A high-flying businesswoman and Silvio Berlusconi protegee threw her hat into the political arena on Tuesday, announcing that she had set up a new party with the former premier's blessing.
Michela Vittoria Brambilla said she had officially registered the Liberty Party (PdL) and its logo with the European Union on August 6 "on Silvio Berlusconi's mandate".
She said the party and its symbol - a circle with a rainbow bearing the colours of the Italian flag and the name Partito della Liberta' - were now at the "complete disposal" of centre-right opposition chief Berlusconi.
The development appeared to confirm Brambilla's status as Berlusconi's political darling and a serious contender for the future leadership of the centre right.
The glamorous, 39-year-old redhead has made no secret of her political ambitions while Berlusconi has repeatedly sung her praises.
Berlusconi picked the entrepreneur to launch a network of political clubs last November and she has also created a private TV channel linked to the so-called Liberty Clubs.
In the meantime, she continues to run several companies including a steel firm and heads a confederation of business leaders.
Berlusconi has long been toying with the idea of creating a new party in the hope of merging his own Forza Italia party with other forces on the centre right, including his two main allies: the rightist National Alliance (AN) and the devolutionist Northern League.
The aim would be for the PdL to rival the Democratic Party (PD), a nascent party on the centre left joining together the two largest parties in the governing coalition of Premier Romano Prodi.
But Berlusconi's allies appeared less than enthusiastic on Tuesday about the PdL.
The Northern League bluntly told Berlusconi to drop his bid to merge coalition forces into a single party.
"We're not interested in single parties... and we're not the least bit interested in the Liberty Party," Northern League lawmaker and former minister Roberto Calderoli said.
AN bigwig Maurizio Gasparri, another ex-minister, said that "our aim is to return to government, not create a brand name... We're dealing with politics here not Coca-Cola".
Another top AN member, Giovanni Alemanno, agreed with Berlusconi that greater unity on the centre right was needed to strengthen its election chances but argued that a new programme was the key.

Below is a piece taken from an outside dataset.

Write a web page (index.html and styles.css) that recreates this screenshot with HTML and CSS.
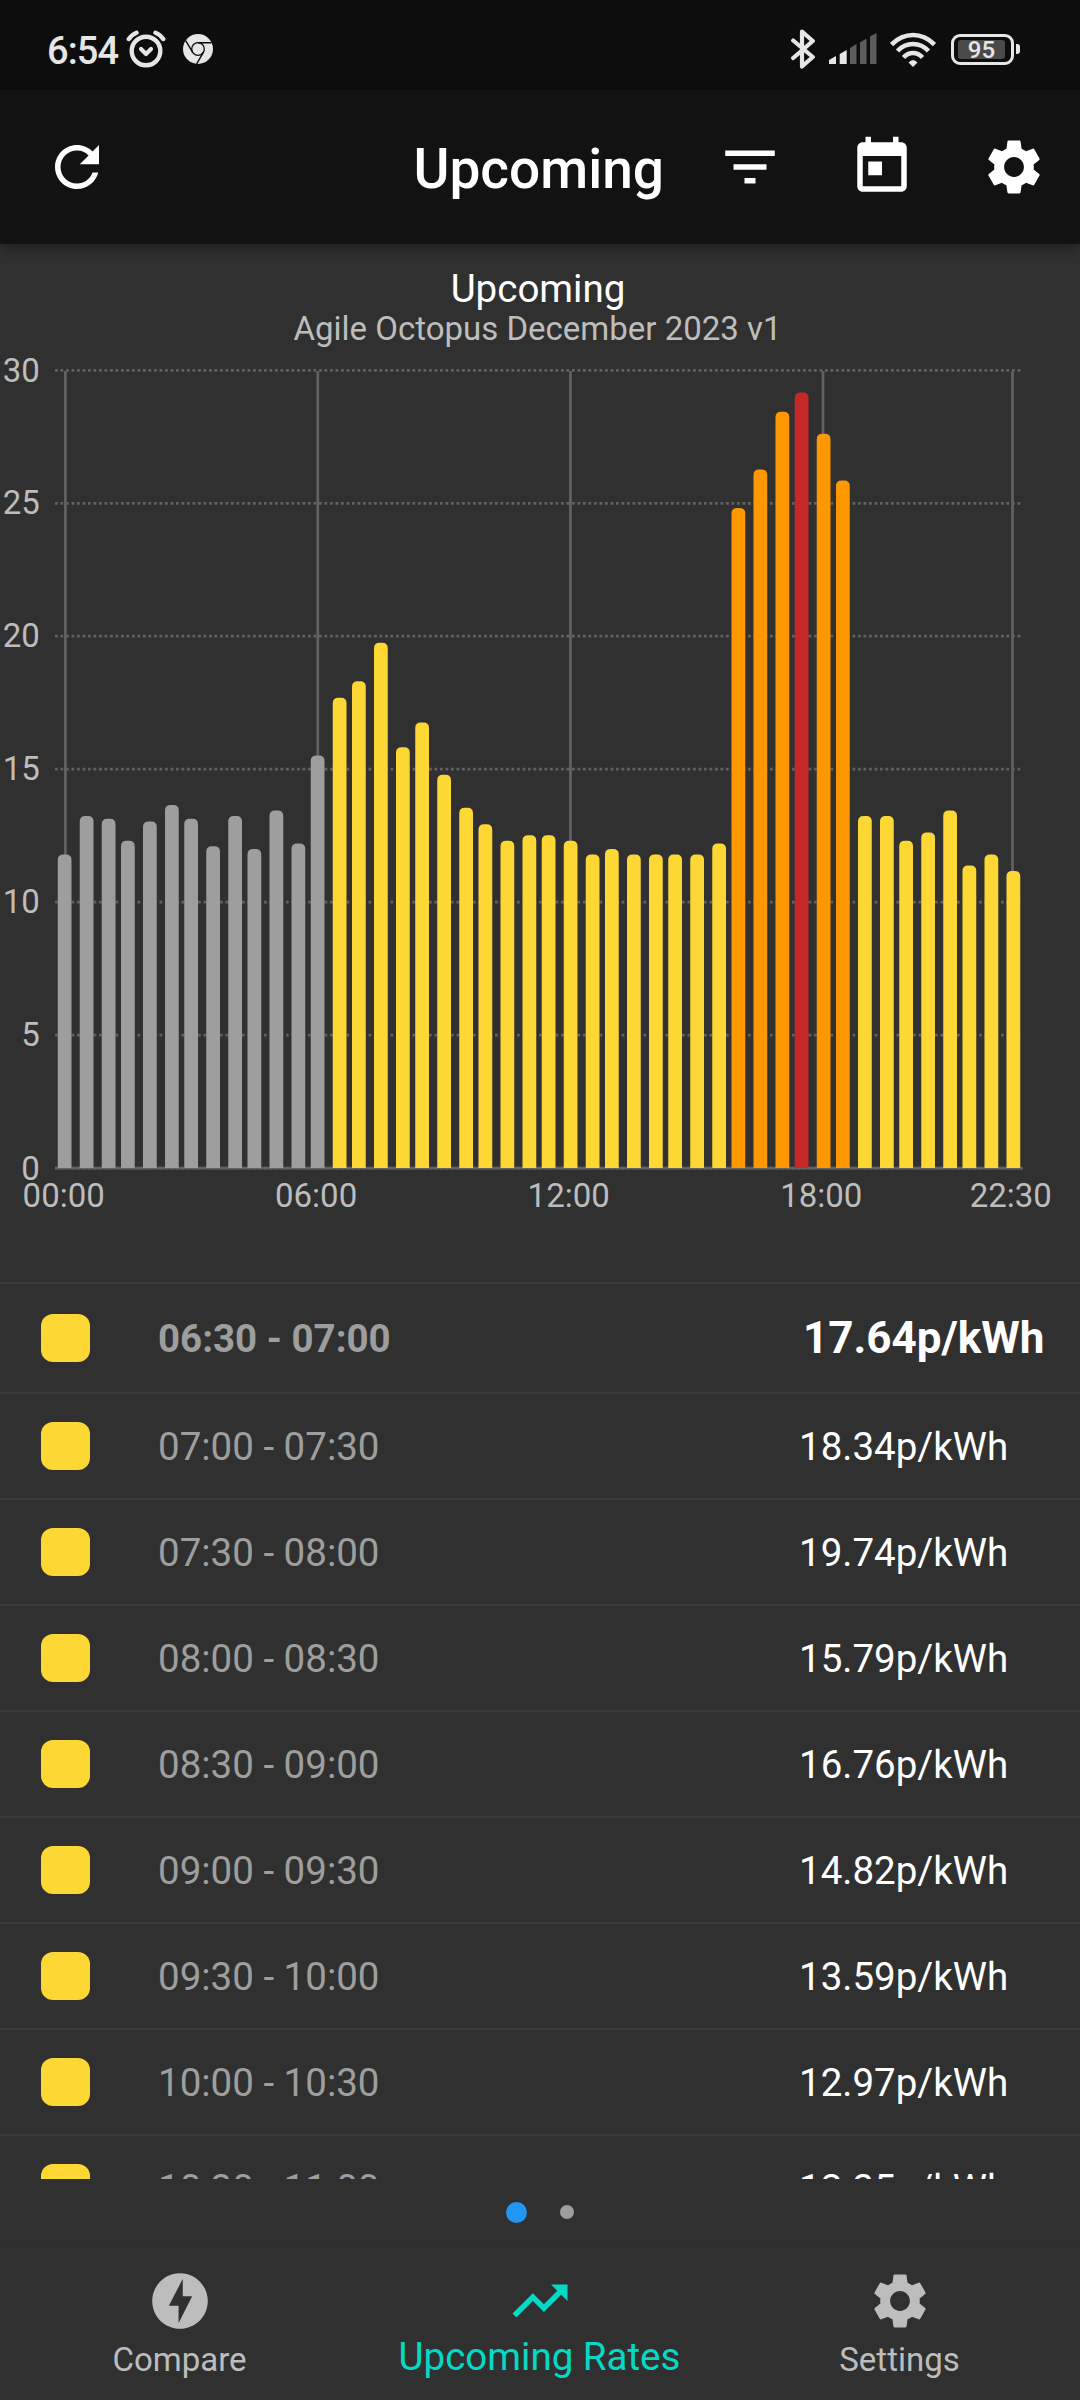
FILE: index.html
```html
<!DOCTYPE html>
<html lang="en">
<head>
<meta charset="utf-8">
<title>Upcoming</title>
<link rel="stylesheet" href="styles.css">
</head>
<body>
<div class="screen">
  <div class="status">
    <span class="clock">6:54</span>
    <svg class="alarm" viewBox="0 0 40 38" fill="none" stroke="#e6e6e6"><circle cx="20" cy="21" r="14.300" stroke-width="4.400"/><path d="M2.800 9Q6 4.500 10.500 2.800M29.500 2.800Q34 4.500 37.200 9" stroke-width="4.400" stroke-linecap="round"/><path d="M15 19l5 5 5-5" stroke-width="4.200" stroke-linecap="round" stroke-linejoin="round"/></svg>
    <svg class="chrome" viewBox="0 0 30 30"><circle cx="15" cy="15" r="15" fill="#e6e6e6"/><circle cx="15" cy="15" r="6.300" fill="none" stroke="#0d0d0d" stroke-width="1.300"/><path d="M15 8.700H28.500M9.500 18.200L2.700 6.600M20.500 18.200L13.700 29.900" stroke="#0d0d0d" stroke-width="1.400"/></svg>
    <div class="status-right">
      <svg class="bt" viewBox="0 0 24 40" fill="none" stroke="#e6e6e6" stroke-width="4.200" stroke-linecap="round" stroke-linejoin="round"><path d="M2.200 11.500L21.800 28 11 37.500V2.500L21.800 12 2.200 29"/></svg>
      <svg class="signal" viewBox="0 0 48 32"><g fill="#e6e6e6"><path d="M0 27l7-4V31H0zM10.700 21l7-4V31h-7z"/></g><g fill="#5c5c5c"><path d="M21 15l6.500-4v20H21zM31 9.500l6.500-4V31H31zM41 3.500l6.500-3.500V31H41z"/></g></svg>
      <svg class="wifi" viewBox="0 0 46 35" fill="none" stroke="#e6e6e6" stroke-width="4.600"><path d="M1.500 12.500Q11 3 23 3t21.500 9.500M7.500 19Q14 12 23 12t15.500 7M13.500 25.500Q17.500 21 23 21t9.500 4.500"/><path d="M18.500 30.500Q23 25.500 27.500 30.500L23 35z" fill="#e6e6e6" stroke="none"/></svg>
      <div class="battery"><div class="level">95</div></div><div class="nub"></div>
    </div>
  </div>
  <header class="appbar">
    <svg class="icon" viewBox="0 0 24 24"><path d="M17.650 6.350C16.200 4.900 14.210 4 12 4c-4.420 0-7.990 3.580-7.990 8s3.570 8 7.990 8c3.730 0 6.840-2.550 7.730-6h-2.080c-.82 2.330-3.040 4-5.650 4-3.310 0-6-2.690-6-6s2.690-6 6-6c1.660 0 3.140.69 4.220 1.780L13 11h7V4l-2.350 2.350z"/></svg>
    <h1 class="title">Upcoming</h1>
    <svg class="icon" viewBox="0 0 24 24"><path d="M10 18h4v-2h-4v2zM3 6v2h18V6H3zm3 7h12v-2H6v2z"/></svg>
    <svg class="icon" viewBox="0 0 24 24"><path d="M19 3h-1V1h-2v2H8V1H6v2H5c-1.110 0-1.990.9-1.990 2L3 19c0 1.100.89 2 2 2h14c1.100 0 2-.9 2-2V5c0-1.100-.9-2-2-2zm0 16H5V8h14v11zM7 10h5v5H7z"/></svg>
    <svg class="icon" viewBox="0 0 24 24"><use href="#gear"/></svg>
  </header>

  <section class="chart">
    <h2 class="chart-title">Upcoming</h2>
    <p class="chart-sub">Agile Octopus December 2023 v1</p>
    <svg class="plot" viewBox="0 0 1080 886" id="plot"></svg>
  </section>

  <main class="rates">
    <div class="row current"><i></i><span class="time">06:30 - 07:00</span><span class="price">17.64p/kWh</span></div>
    <div class="row"><i></i><span class="time">07:00 - 07:30</span><span class="price">18.34p/kWh</span></div>
    <div class="row"><i></i><span class="time">07:30 - 08:00</span><span class="price">19.74p/kWh</span></div>
    <div class="row"><i></i><span class="time">08:00 - 08:30</span><span class="price">15.79p/kWh</span></div>
    <div class="row"><i></i><span class="time">08:30 - 09:00</span><span class="price">16.76p/kWh</span></div>
    <div class="row"><i></i><span class="time">09:00 - 09:30</span><span class="price">14.82p/kWh</span></div>
    <div class="row"><i></i><span class="time">09:30 - 10:00</span><span class="price">13.59p/kWh</span></div>
    <div class="row"><i></i><span class="time">10:00 - 10:30</span><span class="price">12.97p/kWh</span></div>
    <div class="row"><i></i><span class="time">10:30 - 11:00</span><span class="price">12.35p/kWh</span></div>
  </main>
  <div class="dots"><b class="on"></b><b></b></div>

  <nav class="tabs">
    <div class="tab"><svg class="icon" viewBox=".15 .15 23.700 23.700"><path d="M12 2.020c-5.510 0-9.980 4.470-9.980 9.980s4.470 9.980 9.980 9.980 9.980-4.470 9.980-9.980S17.510 2.020 12 2.020zM11.480 20v-6.260H8L13 4v6.260h3.350L11.480 20z"/></svg><span>Compare</span></div>
    <div class="tab active"><svg class="icon" viewBox="0 0 24 24"><path d="M16 6l2.290 2.290-4.880 4.880-4-4L2 16.590 3.410 18l6-6 4 4 6.300-6.290L22 12V6z"/></svg><span>Upcoming Rates</span></div>
    <div class="tab"><svg class="icon" viewBox="0 0 24 24"><path id="gear" d="M19.140 12.940c.04-.3.06-.61.06-.94 0-.32-.02-.64-.07-.94l2.030-1.580c.18-.14.230-.41.120-.61l-1.920-3.320c-.12-.22-.37-.29-.59-.22l-2.390.96c-.5-.38-1.030-.7-1.620-.94l-.36-2.540c-.04-.24-.24-.41-.48-.41h-3.840c-.24 0-.43.17-.47.41l-.36 2.540c-.59.24-1.130.57-1.620.94l-2.390-.96c-.22-.08-.47 0-.59.22L2.740 8.870c-.12.21-.08.47.12.61l2.030 1.580c-.05.3-.09.63-.09.94s.02.640.070.940l-2.030 1.580c-.18.140-.23.410-.12.610l1.920 3.320c.12.220.370.290.590.220l2.390-.96c.5.380 1.030.7 1.620.940l.360 2.540c.05.240.240.410.480.410h3.840c.24 0 .44-.17.470-.41l.36-2.540c.59-.24 1.130-.56 1.620-.94l2.390.96c.22.080.470 0 .59-.22l1.920-3.320c.12-.22.070-.47-.12-.61l-2.010-1.580zM12 15.600c-1.980 0-3.600-1.620-3.600-3.600s1.620-3.600 3.600-3.600 3.600 1.620 3.600 3.600-1.620 3.600-3.600 3.600z"/></svg><span>Settings</span></div>
  </nav>
</div>
<script src="chart.js"></script>
</body>
</html>
```
FILE: styles.css
```css
* { box-sizing: border-box; margin: 0; padding: 0; }
body { background: #303030; font-family: Roboto, "Liberation Sans", sans-serif; }
.screen { width: 1080px; height: 2400px; display: flex; flex-direction: column; overflow: hidden; background: #303030; }
.status { height: 90px; flex: none; background: #0d0d0d; display: flex; align-items: center; padding: 8px 60px 0 47px; }
.clock { color: #e6e6e6; font-size: 38px; font-weight: 500; letter-spacing: -.9px; line-height: 44px; padding-top: 3px; width: 79px; }
.alarm { width: 40px; height: 38px; }
.chrome { width: 30px; height: 30px; margin-left: 17px; }
.status-right { margin-left: auto; display: flex; align-items: center; }
.bt { width: 24px; height: 40px; }
.signal { width: 48px; height: 32px; margin-left: 14px; }
.wifi { width: 46px; height: 35px; margin-left: 13px; }
.battery { width: 63px; height: 31px; margin-left: 15px; border: 3.500px solid #e6e6e6; border-radius: 9px; padding: 3px 4px; }
.level { width: 47px; height: 19px; background: #4a4a4a; border-radius: 3px; color: #e6e6e6; font-size: 24px; font-weight: 500; line-height: 21px; text-align: center; }
.nub { width: 4px; height: 10px; margin-left: 2px; border-radius: 0 3px 3px 0; background: #e6e6e6; }

.appbar { height: 154px; flex: none; background: #121212; display: flex; align-items: center; padding: 0 33px 0 44px; position: relative; box-shadow: 0 4px 14px rgba(0, 0, 0, .4); }
.icon { width: 66px; height: 66px; fill: currentColor; display: block; flex: none; }
.appbar .icon { color: #fff; }
.appbar .icon + .icon { margin-left: 66px; }
.title { margin-left: auto; margin-right: 53px; color: #fff; font-size: 55px; font-weight: 500; line-height: 64px; padding-top: 4px; }

.chart { height: 1038px; flex: none; text-align: center; color: #bdbdbd; padding-top: 22px; }
.chart-title { color: #fff; font-size: 38.500px; font-weight: 400; line-height: 45px; padding-right: 4px; }
.chart-sub { font-size: 33px; line-height: 36px; height: 38px; padding-right: 5px; }
.plot { display: block; width: 1080px; height: 886px; }
.plot text { fill: #bdbdbd; font-size: 33px; }
.x-label { text-anchor: middle; }
.y-label { text-anchor: end; }
.axis { stroke: #616161; stroke-width: 2.750; }
.dotted { stroke-dasharray: 2.750; }

.rates { height: 897px; flex: none; overflow: hidden; }
.row { height: 106px; border-top: 2px solid #3c3c3c; display: flex; align-items: center; padding-left: 41px; font-size: 38.500px; }
.row i { width: 48.500px; height: 48px; border-radius: 12px; background: #fdd835; }
.time { width: 641px; margin-left: 68.500px; color: #9e9e9e; }
.price { color: #fff; }
.current { height: 110px; font-weight: 700; }
.current .time { width: 645px; }
.current .price { font-size: 44px; }

.dots { height: 64px; flex: none; display: flex; align-items: center; justify-content: center; gap: 33px; padding-top: 2px; }
.dots b { width: 14px; height: 14px; border-radius: 50%; background: #9e9e9e; }
.dots .on { width: 21px; height: 21px; background: #2196f3; }

.tabs { flex: 1; display: grid; grid-template-columns: repeat(3, 1fr); background: #303030; border-top: 1px solid #2d2d2d; }
.tab { color: #bdbdbd; font-size: 33px; text-align: center; padding-top: 24px; }
.tab .icon { margin: 0 auto; }
.tab span { display: block; line-height: 40px; padding: 6px 1px 0 0; }
.tab.active { color: #03dac6; font-size: 38.500px; }
.tab.active span { padding-top: 3px; }
```
FILE: chart.js
```js
// Half-hourly rates, drawn on a pixel grid of 2.75 device pixels per unit.
const UNIT = 2.75;
const BASE = 819;
const heights = [114,128,127,119,126,132,127,117,128,116,130,118,150,171,177,191,153,162,143,131,125,119,121,121,119,114,116,114,114,114,114,118,240,254,275,282,267,250,128,128,119,122,130,110,114,108];
const lefts = [21,29,37,44,52,60,67,75,83,90,98,106,113,121,128,136,144,151,159,167,174,182,190,197,205,213,220,228,236,243,251,259,266,274,282,289,297,304,312,320,327,335,343,350,358,366];
const colour = i => i < 13 ? '#9e9e9e' : i === 35 ? '#c62828' : i >= 32 && i <= 37 ? '#ff9800' : '#fdd835';

let out = '';
for (let n = 0; n <= 6; n++) {
  const y = BASE - n * 132.94;
  out += `<line class="axis dotted" x1="55" x2="1020.500" y1="${y}" y2="${y}"/>`;
  out += `<text class="y-label" x="39.800" y="${y + 11 + (n === 6 ? 1 : n ? -0.5 : 0.5)}">${n * 5}</text>`;
}
[[65.4, '00:00'], [317.8, '06:00'], [570.4, '12:00'], [823, '18:00'], [1012.500, '22:30']].forEach(([x, label]) => {
  out += `<line class="axis" x1="${x}" x2="${x}" y1="22" y2="${BASE}"/>`;
  out += `<text class="x-label" x="${x - 1.7}" y="858">${label}</text>`;
});
out += `<line class="axis" x1="55" x2="1023" y1="${BASE}" y2="${BASE}"/>`;
heights.forEach((h, i) => {
  const x = lefts[i] * UNIT, y = BASE - h * UNIT, r = 5.5;
  out += `<path fill="${colour(i)}" d="M${x} ${BASE}V${y + r}q0 ${-r} ${r} ${-r}h${5 * UNIT - 2 * r}q${r} 0 ${r} ${r}V${BASE}z"/>`;
});
document.getElementById('plot').innerHTML = out;
```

"Centre-right unity will be boosted not by artificial aggregations or new parties but by a new programme," he said.
The UDC, a centrist, Catholic party which was formerly in Berlusconi's coalition but has since distanced itself while remaining in opposition, was also sceptical.
"The PdL is not a serious project... It's a marketing operation which doesn't interest us," the party said.
Forza Italia MP Niccolo' Ghedini, who is also Berlusconi's lawyer, sought to play down potential coalition tensions.
"The aim of this initiative is to win over the non voters, who account for almost 20% of the electorate, and certainly not to substitute or compete with other parties in the centre-right coalition," Ghedini said.
CENTRE-RIGHT LEADERSHIP QUESTION.
The future of Berlusconi, who turns 71 next month and was recently fitted with a pacemaker, has been a subject of increasing conjecture in Italy.
Many political commentators have speculated that the billionaire media magnate is getting too old for front-line politics.
He has certainly kept a relatively low profile since his narrow election defeat by Prodi in April 2006.
Talk about who could succeed him as the leader of the centre-right coalition has also become more open.
Most pundits have narrowed the field to UDC heavyweight and ex-House speaker Pier Ferdinando Casini and AN leader and ex-foreign minister Gianfranco Fini but Brambilla has been gaining consensus among centre-right voters who find her youth and directness refreshing.